My main aim in writing Poignant Song was to illuminate the life and music of Lakshmi Shankar as the most prominent Indian female singer in the movement that brought Indian music to the West. I was interested in seeking to answer two questions. First, as a woman of her generation, how did she achieve everything she did as an artiste, from her myriad recordings and performances, to lending her voice to the award-winning film Gandhi, to earning a Grammy nomination? Second, given all of this, why did she not receive greater recognition and celebration in her homeland, India?

How did you go about with the research for the book?

When I started working on the book I was in New York, so the research and data collection was challenging since Lakshmiji lived in Los Angeles. I began by travelling across the US to interview her. But just a year into working on the book she passed away, so I pushed forward with finishing the biography through other means of research and interviews with her family — especially her son, Kumar, her granddaughter Gingger, and her niece, Raviji’s daughter, Anoushka. I also did some research in India, including visiting the site of her house in Chennai.

What was it like to write about a period and setting that might have been unfamiliar for you?

Since my main aim was to illuminate Lakshmiji’s life and music, I believed it was important to provide as much historical and cultural context as possible... and how Lakshmiji and her music fit into them — from Gandhiji’s freedom movement and India’s Independence to the cross-cultural movement that brought Indian music to the West alongside Western classical musicians such as Yehudi Menuhin, jazz greats such as John Coltrane, and rock ’n’ rollers such as George Harrison.

A large portion of the book deals with Ravi Shankar’s tours. Was this intentional?

There’s no denying that Raviji was the most prominent figure in the movement that brought Indian music to the West — through his early tours and recordings in the US and his participation in major musical events such as the Monterey Pop Festival and Woodstock. But there’s also no denying that Raviji had collaborated with Lakshmiji since the 1930s on his musical vision, from his early musical ballets, such as his adaptation of Jawaharlal Nehru’s book Discovery of India to the landmark Festival From India album and tour, to his score for the film Gandhi. Out of all the Indian singers and musicians, he chose to collaborate with Lakshmiji over and over again. Lakshmiji herself never emphasised her role in these collaborative projects, because she was not someone who sought the spotlight. And I believe that in addition to issues such as institutional politics and gender bias, her reluctance to draw attention to herself also contributed to her lack of recognition.

What challenges did you face when you were writing about your subject?
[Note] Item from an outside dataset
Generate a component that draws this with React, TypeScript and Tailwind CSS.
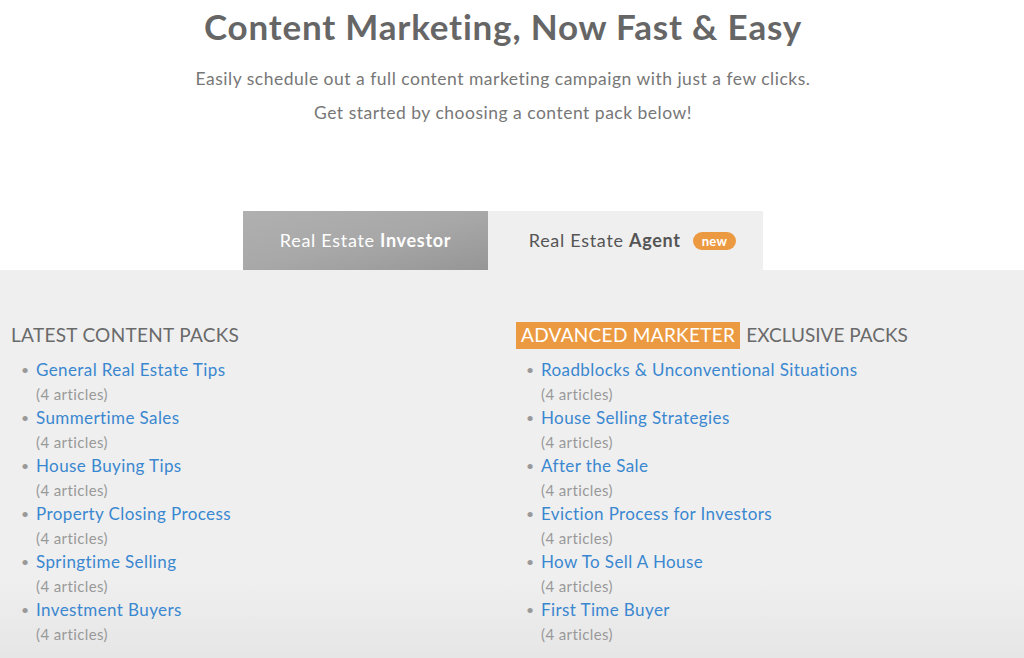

One of the challenges of writing a biography of a singer is that you are limited to the written word when it comes to describing the timbre and inflections of their voice or their unique vocal style. Although I was trained in classical Western violin and Carnatic vocal music, I wanted this book to go beyond music aficionados, to those who may not be so steeped in music but are curious about Lakshmiji’s life. In the book I share Lakshmiji’s own insights into being a Hindustani vocalist and how she approached global audiences who often didn’t understand the words she was singing. She herself was amazed at the transcendence of her music and how it garnered her fans from all over the world. But I also share a very condensed history of Hindustani and Carnatic music, so that even those who are not familiar with it can glean how significant it was for a South Indian Brahmin woman to become a critically acclaimed Hindustani singer. I hope that readers will discover or rediscover her sublime voice and expansive range of work, from Bollywood soundtracks, to Hindustani thumris and bhajans, to global fusion tracks.